# Work to be completed
The exercise asks you to copy every line below in which "that" appears.

# Information provided
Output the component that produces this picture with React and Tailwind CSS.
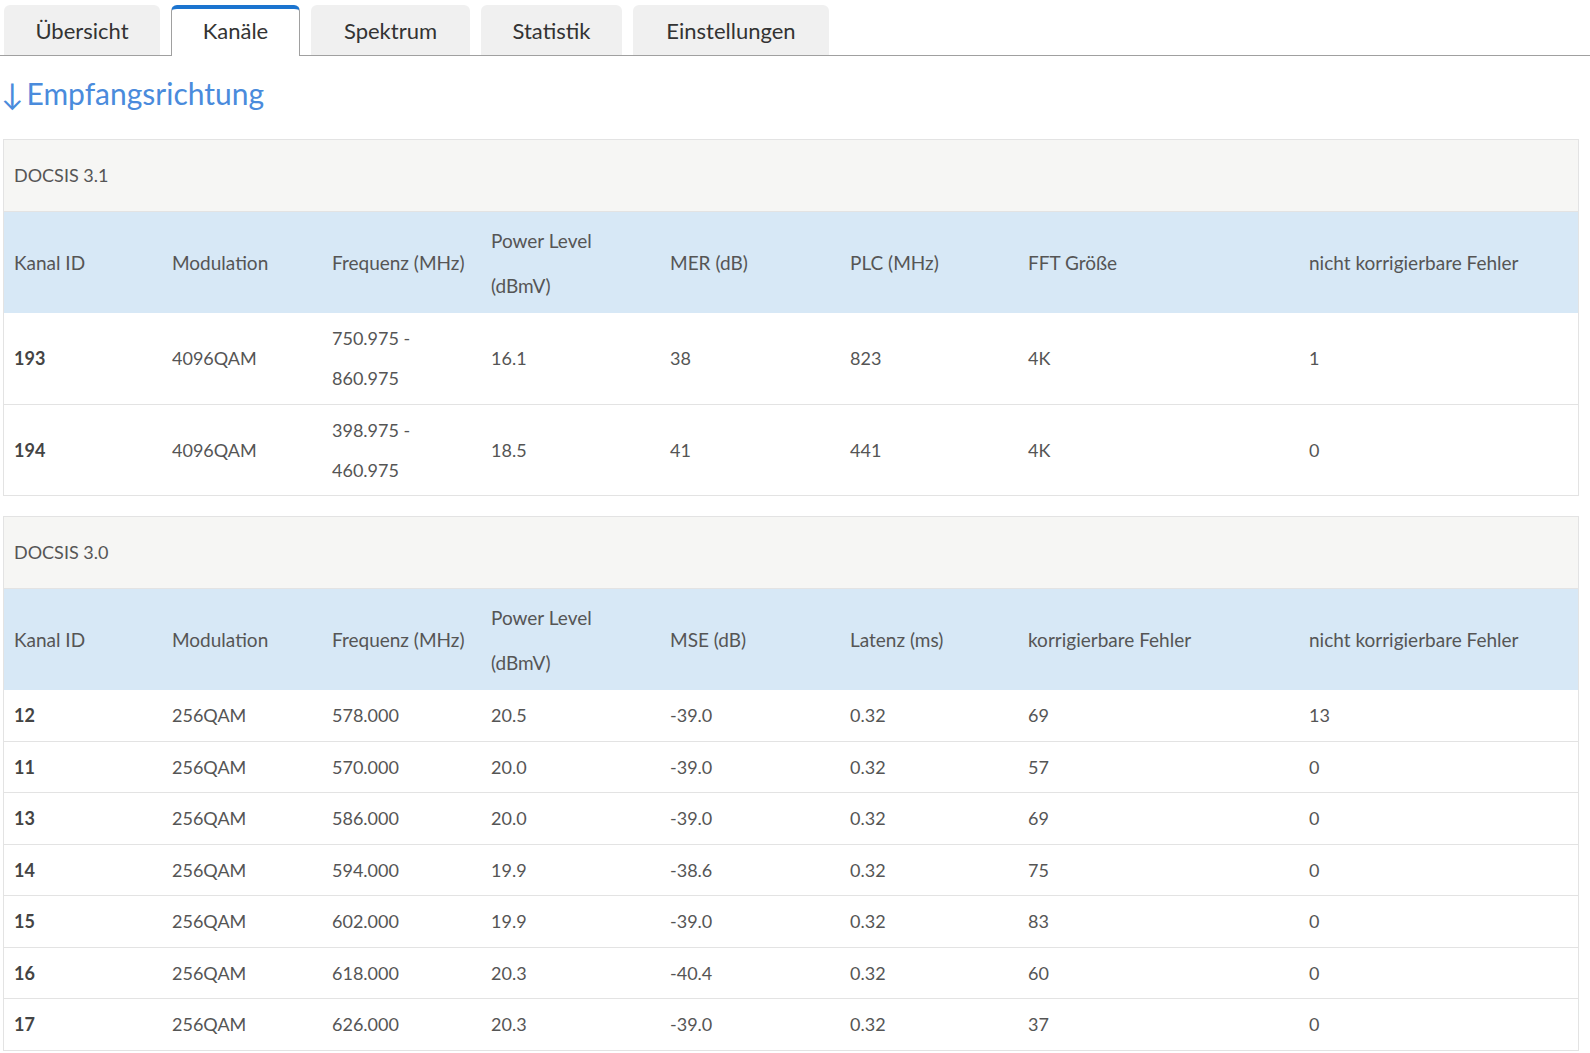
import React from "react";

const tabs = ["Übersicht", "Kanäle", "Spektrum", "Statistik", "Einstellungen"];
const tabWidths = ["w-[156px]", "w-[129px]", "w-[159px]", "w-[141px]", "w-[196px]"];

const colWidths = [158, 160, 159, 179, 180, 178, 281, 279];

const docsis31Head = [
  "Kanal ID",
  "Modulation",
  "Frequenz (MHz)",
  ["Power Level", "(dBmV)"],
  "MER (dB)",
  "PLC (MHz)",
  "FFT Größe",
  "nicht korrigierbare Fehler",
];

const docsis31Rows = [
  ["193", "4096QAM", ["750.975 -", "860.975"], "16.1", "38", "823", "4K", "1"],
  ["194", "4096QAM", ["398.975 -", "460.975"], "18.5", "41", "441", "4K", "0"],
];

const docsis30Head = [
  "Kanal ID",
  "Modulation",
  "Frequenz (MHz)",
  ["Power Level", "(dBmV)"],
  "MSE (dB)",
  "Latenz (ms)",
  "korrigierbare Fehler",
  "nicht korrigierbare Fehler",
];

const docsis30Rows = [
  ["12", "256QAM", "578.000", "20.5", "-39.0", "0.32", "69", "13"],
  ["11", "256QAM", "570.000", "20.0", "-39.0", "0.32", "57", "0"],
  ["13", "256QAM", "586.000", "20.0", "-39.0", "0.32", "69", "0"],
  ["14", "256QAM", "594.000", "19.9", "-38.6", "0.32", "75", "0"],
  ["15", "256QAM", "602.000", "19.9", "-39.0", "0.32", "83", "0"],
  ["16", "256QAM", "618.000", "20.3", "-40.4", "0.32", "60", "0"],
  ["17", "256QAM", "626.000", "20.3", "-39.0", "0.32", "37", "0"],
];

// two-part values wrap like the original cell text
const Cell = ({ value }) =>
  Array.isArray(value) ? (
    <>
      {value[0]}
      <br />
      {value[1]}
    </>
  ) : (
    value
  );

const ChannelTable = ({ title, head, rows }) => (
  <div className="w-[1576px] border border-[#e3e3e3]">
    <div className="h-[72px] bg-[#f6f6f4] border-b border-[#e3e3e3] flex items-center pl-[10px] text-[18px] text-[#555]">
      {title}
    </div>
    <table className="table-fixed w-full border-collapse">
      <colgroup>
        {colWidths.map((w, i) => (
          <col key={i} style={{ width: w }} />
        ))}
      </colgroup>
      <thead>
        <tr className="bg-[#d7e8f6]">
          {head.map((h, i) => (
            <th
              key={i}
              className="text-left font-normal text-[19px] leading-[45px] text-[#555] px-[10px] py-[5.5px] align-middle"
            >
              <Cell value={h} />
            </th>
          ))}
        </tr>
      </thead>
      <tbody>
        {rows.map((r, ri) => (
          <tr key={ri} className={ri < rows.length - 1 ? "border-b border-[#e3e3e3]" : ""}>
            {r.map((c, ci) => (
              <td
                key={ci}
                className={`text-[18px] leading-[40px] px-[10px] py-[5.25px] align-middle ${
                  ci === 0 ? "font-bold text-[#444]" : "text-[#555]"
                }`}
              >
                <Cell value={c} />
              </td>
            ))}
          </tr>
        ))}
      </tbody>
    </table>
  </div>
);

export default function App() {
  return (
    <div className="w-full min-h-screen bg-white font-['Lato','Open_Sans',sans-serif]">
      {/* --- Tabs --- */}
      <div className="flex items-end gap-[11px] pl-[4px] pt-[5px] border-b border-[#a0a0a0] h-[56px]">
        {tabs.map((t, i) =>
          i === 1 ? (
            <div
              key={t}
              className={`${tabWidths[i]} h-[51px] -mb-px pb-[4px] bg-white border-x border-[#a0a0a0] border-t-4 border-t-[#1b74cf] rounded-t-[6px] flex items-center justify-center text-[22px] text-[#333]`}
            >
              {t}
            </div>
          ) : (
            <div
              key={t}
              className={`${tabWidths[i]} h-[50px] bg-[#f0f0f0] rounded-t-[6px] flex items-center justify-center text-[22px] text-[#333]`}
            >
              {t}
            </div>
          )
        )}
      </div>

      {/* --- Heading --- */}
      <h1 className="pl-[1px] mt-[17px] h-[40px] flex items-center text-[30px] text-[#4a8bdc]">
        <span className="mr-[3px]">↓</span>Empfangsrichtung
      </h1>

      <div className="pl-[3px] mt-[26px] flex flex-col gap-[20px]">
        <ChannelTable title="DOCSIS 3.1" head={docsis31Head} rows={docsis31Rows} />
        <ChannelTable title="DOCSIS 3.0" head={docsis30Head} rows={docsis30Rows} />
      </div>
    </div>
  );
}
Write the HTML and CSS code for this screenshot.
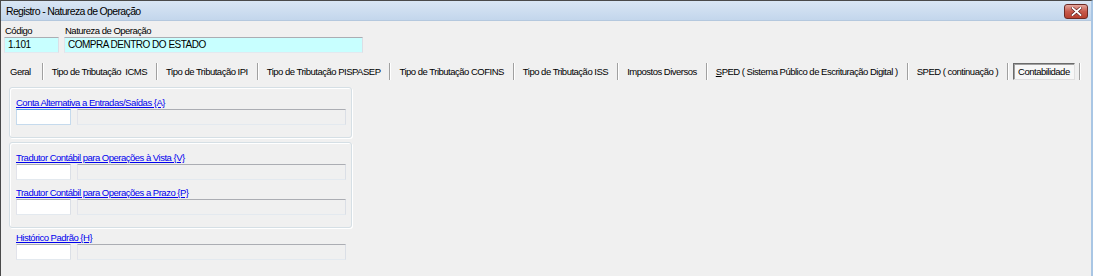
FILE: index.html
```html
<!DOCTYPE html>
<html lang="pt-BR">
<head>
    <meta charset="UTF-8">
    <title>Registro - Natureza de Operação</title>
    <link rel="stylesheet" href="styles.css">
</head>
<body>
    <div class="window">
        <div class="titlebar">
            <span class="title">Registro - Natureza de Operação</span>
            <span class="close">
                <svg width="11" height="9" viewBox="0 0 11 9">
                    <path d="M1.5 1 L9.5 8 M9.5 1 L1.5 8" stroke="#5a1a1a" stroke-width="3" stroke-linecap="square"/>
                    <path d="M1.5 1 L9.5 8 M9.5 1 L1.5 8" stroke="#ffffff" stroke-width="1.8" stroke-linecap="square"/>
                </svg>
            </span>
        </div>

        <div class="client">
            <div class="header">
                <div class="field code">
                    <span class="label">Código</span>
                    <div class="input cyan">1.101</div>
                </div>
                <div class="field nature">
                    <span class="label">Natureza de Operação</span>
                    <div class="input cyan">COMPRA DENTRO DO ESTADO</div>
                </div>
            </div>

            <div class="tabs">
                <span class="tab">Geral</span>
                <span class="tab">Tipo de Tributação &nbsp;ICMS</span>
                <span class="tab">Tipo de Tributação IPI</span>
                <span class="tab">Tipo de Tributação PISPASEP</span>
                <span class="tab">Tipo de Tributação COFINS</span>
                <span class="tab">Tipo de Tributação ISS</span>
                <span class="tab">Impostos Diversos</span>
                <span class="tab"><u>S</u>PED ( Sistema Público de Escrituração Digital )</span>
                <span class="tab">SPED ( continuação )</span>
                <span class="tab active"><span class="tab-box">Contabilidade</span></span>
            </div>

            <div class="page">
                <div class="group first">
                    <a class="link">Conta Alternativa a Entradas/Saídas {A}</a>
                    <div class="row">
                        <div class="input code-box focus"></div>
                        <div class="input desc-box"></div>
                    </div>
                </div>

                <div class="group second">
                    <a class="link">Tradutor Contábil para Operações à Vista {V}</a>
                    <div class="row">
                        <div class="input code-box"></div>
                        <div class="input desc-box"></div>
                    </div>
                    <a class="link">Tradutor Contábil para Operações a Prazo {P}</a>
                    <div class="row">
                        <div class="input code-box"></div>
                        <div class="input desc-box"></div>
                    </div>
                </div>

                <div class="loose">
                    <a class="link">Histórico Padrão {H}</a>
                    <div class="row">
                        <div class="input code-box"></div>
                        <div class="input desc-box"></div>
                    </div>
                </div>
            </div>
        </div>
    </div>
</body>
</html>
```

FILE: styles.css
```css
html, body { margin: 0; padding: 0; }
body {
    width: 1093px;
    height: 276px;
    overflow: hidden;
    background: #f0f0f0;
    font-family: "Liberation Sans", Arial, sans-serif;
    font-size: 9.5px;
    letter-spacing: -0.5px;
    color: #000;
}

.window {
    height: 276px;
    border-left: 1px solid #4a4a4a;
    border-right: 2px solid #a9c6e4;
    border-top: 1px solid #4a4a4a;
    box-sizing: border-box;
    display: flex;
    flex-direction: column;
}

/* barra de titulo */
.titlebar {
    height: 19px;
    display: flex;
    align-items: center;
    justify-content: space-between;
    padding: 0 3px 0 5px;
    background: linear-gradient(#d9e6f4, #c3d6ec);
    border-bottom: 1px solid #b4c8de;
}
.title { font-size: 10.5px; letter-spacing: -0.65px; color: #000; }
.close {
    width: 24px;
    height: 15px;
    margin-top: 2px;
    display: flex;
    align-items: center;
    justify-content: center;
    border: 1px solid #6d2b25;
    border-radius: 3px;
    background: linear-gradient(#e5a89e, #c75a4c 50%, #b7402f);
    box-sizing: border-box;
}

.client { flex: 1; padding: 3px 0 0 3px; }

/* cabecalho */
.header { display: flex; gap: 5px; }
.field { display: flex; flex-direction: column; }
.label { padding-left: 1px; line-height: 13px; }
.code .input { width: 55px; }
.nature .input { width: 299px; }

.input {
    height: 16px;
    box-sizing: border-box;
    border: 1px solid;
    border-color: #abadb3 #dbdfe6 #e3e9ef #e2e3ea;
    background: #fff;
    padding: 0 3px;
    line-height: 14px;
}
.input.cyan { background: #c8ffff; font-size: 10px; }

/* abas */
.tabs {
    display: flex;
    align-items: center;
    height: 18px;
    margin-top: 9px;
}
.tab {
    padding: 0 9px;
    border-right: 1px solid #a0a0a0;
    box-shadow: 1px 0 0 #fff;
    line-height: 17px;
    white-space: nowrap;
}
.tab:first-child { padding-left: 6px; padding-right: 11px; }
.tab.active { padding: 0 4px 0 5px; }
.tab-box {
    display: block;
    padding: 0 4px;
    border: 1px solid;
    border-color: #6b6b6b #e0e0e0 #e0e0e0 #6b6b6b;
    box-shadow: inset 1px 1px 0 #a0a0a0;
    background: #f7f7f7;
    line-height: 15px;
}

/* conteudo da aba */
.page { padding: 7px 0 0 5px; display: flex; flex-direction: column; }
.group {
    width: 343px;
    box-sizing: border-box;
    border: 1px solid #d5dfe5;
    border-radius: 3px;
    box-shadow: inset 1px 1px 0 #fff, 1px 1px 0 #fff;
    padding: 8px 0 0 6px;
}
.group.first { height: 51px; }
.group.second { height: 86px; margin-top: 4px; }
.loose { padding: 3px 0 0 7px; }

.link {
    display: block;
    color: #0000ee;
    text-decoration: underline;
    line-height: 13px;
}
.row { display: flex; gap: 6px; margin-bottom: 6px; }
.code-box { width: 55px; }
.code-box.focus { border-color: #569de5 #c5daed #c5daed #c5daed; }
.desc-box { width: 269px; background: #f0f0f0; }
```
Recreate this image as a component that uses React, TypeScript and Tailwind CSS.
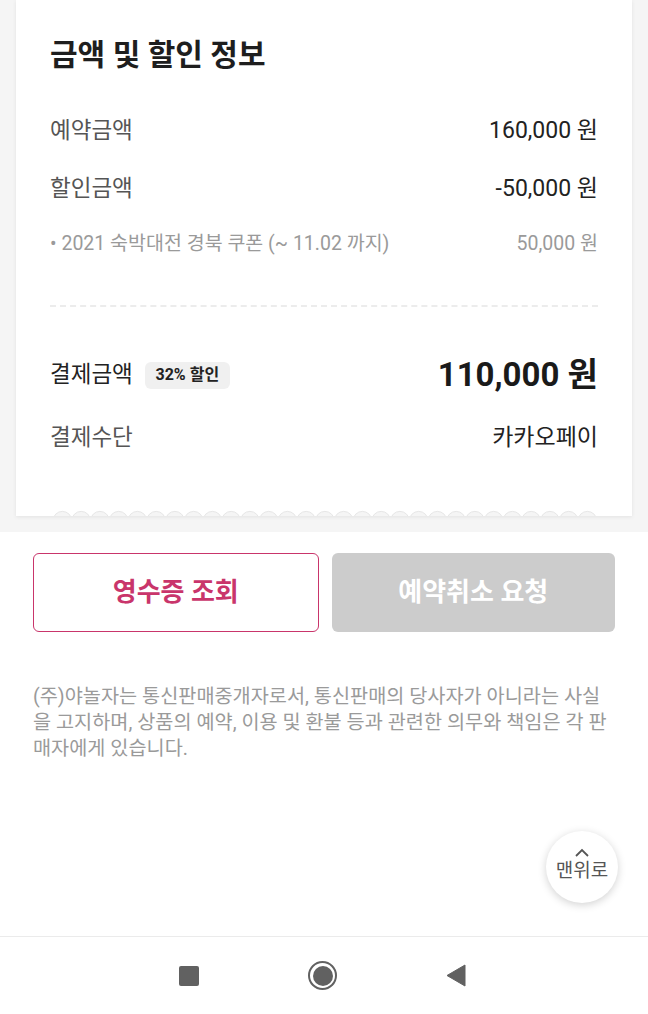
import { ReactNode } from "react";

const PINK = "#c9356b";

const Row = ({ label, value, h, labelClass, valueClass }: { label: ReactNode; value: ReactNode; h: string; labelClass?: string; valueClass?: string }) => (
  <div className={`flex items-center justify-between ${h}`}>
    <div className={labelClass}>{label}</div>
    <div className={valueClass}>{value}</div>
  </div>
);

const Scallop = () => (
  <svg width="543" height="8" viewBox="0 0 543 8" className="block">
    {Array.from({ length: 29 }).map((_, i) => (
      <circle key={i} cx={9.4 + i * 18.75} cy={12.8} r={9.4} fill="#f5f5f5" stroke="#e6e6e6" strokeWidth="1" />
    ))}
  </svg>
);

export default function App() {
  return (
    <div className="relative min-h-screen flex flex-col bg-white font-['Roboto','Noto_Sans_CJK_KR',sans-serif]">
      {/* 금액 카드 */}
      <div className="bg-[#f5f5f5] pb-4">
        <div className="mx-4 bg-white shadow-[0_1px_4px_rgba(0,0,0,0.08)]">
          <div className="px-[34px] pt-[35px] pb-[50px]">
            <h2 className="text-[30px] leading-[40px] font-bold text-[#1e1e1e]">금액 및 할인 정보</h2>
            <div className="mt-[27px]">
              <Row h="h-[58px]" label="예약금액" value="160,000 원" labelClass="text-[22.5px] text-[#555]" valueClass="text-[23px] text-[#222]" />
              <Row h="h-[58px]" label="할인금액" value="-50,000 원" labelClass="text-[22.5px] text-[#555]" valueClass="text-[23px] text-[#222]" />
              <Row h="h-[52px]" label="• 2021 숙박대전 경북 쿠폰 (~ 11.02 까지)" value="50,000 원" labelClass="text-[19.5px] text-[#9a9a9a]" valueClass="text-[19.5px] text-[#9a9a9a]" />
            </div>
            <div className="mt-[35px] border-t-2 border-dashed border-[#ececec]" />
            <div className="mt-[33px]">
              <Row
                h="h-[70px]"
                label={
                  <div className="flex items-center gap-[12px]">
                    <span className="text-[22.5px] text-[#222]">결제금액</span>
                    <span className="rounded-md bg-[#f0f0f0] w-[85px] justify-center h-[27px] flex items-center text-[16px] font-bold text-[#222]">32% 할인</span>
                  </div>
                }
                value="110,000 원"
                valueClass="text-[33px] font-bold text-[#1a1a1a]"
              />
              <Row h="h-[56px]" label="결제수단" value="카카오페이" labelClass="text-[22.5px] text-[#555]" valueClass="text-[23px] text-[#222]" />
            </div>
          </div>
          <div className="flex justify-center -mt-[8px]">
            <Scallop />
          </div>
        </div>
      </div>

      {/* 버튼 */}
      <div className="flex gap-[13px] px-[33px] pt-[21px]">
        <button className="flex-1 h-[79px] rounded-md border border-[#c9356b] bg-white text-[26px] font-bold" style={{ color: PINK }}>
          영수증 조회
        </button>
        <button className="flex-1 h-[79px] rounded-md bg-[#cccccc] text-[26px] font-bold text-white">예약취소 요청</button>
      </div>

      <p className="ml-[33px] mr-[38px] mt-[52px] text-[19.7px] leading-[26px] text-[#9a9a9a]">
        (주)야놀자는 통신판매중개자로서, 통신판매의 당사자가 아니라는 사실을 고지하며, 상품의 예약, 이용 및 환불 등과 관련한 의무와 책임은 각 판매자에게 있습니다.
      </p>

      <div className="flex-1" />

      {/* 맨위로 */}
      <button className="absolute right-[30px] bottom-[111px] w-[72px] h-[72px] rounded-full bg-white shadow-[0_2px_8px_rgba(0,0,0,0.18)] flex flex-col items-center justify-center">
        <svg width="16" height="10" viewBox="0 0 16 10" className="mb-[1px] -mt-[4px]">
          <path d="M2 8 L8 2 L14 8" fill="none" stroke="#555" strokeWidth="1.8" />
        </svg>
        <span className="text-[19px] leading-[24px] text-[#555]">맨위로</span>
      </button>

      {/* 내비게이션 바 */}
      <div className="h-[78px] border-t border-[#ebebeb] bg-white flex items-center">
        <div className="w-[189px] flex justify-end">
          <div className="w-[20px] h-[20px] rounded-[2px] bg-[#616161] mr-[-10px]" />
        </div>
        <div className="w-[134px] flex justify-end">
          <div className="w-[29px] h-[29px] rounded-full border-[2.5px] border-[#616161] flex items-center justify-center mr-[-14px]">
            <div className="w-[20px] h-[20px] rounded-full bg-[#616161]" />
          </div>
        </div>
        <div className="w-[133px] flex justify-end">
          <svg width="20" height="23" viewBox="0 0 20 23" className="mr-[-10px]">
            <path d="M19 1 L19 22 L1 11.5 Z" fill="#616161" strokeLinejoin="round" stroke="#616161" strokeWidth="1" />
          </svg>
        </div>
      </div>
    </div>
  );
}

# Answer to this exercise
Output the component that produces this picture with React and Tailwind CSS.
Recreate this image as a component that uses React, TypeScript and Tailwind CSS.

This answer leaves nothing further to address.